Well, no sooner had I blogged, than Ubuntu heard me and released their 12.04 “Precise Pangolin”. (LOL I have no idea about those animal names. It must be from the “GNU”.)
Firstly: Your user interface is a lot easier. (But I suspect something was broken on my version of xubuntu, and that was causing some of the trouble.)
Secondly, a little information goes a long way. I was informed at the Linux conference (as my brother had undoubtedly done back in September, but all that went whoosh) that you do not go the long route, google a program you want and then try to install. You click on the Ubuntu Software Centre on your “startup” menu.

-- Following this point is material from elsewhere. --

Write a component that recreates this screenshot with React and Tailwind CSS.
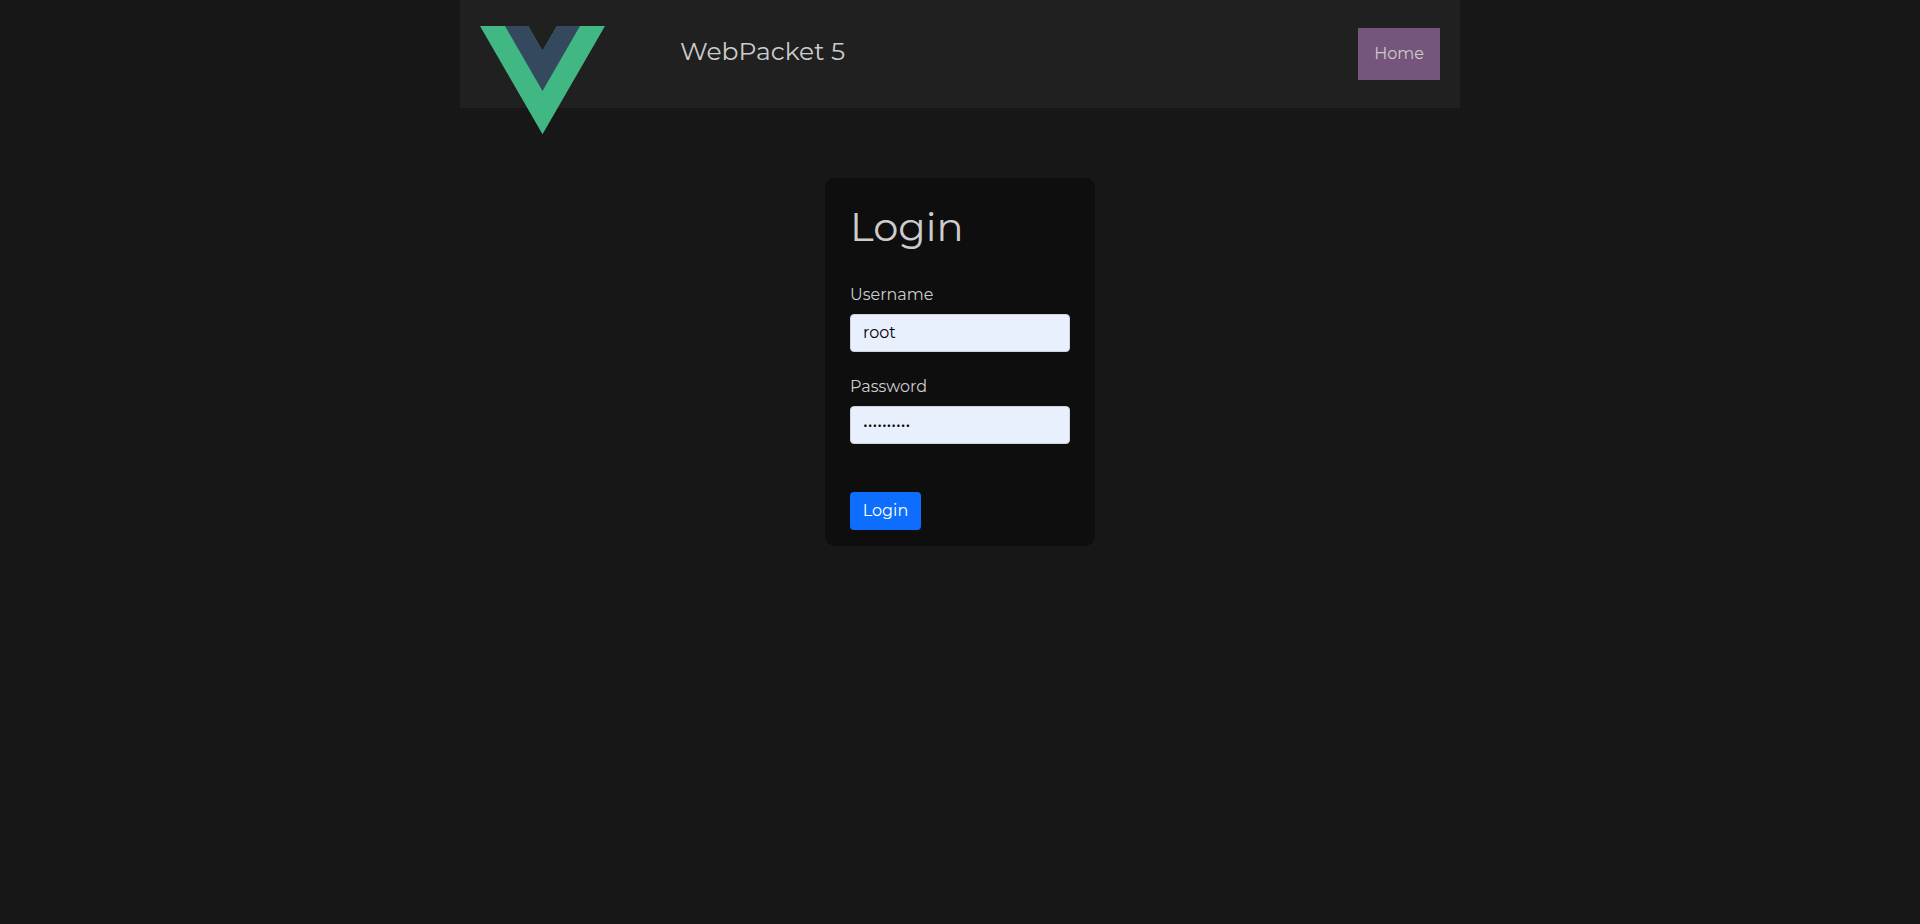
function VueLogo() {
  return (
    <svg className="block h-[108.25px] w-[125px] shrink-0" viewBox="0 0 261.76 226.69" aria-hidden="true">
      <path d="M161.096 0l-30.225 52.351L100.647 0H0l130.871 226.688L261.749 0z" fill="#41b883" />
      <path d="M161.096 0l-30.225 52.351L100.647 0H52.346l78.526 136.01L209.398 0z" fill="#34495e" />
    </svg>
  );
}

function Field({ label, type, value, className }) {
  return (
    <label className={className}>
      <span className="block h-6 leading-6">{label}</span>
      <input
        type={type}
        defaultValue={value}
        className="mt-[7px] block h-[38px] w-full rounded-[4px] border border-[#ced4da] bg-[#e8f0fe] px-3 pt-[5px] pb-[7px] leading-6 text-black outline-none"
      />
    </label>
  );
}

export default function App() {
  return (
    <div className="min-h-screen bg-[#171717] font-['Montserrat','Inter',sans-serif] text-base text-[#cccccc]">
      <header className="mx-auto flex h-[108px] w-[1000px] items-start bg-[#202020] px-5">
        <div className="h-[108px] w-[200px] pt-[26px]">
          <VueLogo />
        </div>
        <h1 className="mt-[33px] text-[25px] leading-9">WebPacket 5</h1>
        <a className="mt-7 ml-auto flex h-[52px] w-[82px] items-center justify-center bg-[#76557d] pb-px">
          Home
        </a>
      </header>
      <main className="mx-auto mt-[70px] h-[368px] w-[270px] rounded-[10px] bg-[#0e0e0e] px-[25px] pt-[25px]">
        <h2 className="text-[40px] leading-[48px]">Login</h2>
        <form className="mt-8 flex flex-col items-start">
          <Field label="Username" type="text" value="root" className="w-full" />
          <Field label="Password" type="password" value="abcdefghij" className="mt-[23px] w-full" />
          <button type="button" className="mt-12 h-[38px] w-[71px] rounded-[4px] bg-[#0d6efd] leading-6 text-white">
            Login
          </button>
        </form>
      </main>
    </div>
  );
}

The thing is beautifully organized. (Windows doesn’t even have one, because there are no free-ware programs Windows wants to offer you.) You look for the field you want to explore; from graphics to web development to layout and publishing, it is organized into categories. You double-click and the Software Centre finds you a list of (thousands, literally) of programs relevant to you. You can even pick whether you only wantto browse Ubuntu-specific freeware, general freeware or programs for purchase.
Each program has a name, a description, a rating, and if you click on “more”, added information. You can see by the ratings not only how well the program is rated but how many ratings it has; therefore you’d maybe trust a program more that has 37 four-and-a-half-star ratings than one that has two 5-star ratings.
The programs themselves tend to be lightweight, they don’t cost all too many megabytes (relevant here in SA; elsewhere in the world this is a completely moot point).
You select programs you want to install, and click “install”, and then you wait. If your internet connection is alright, this should at most take a few minutes. In most cases you don’t even have to click through an install wizard like in Windows; all you do is look the program up in your “start” menu and you’ll find it installed in the right spot.
They are also upgrading programs at a beautiful rate. Many open-source programs can deal with the new formats of Windows programs now. No fuss, no mess, no crashes and no virus.
Yay for Open Source! I’m surprised the stats don’t yet show an absolute stampede.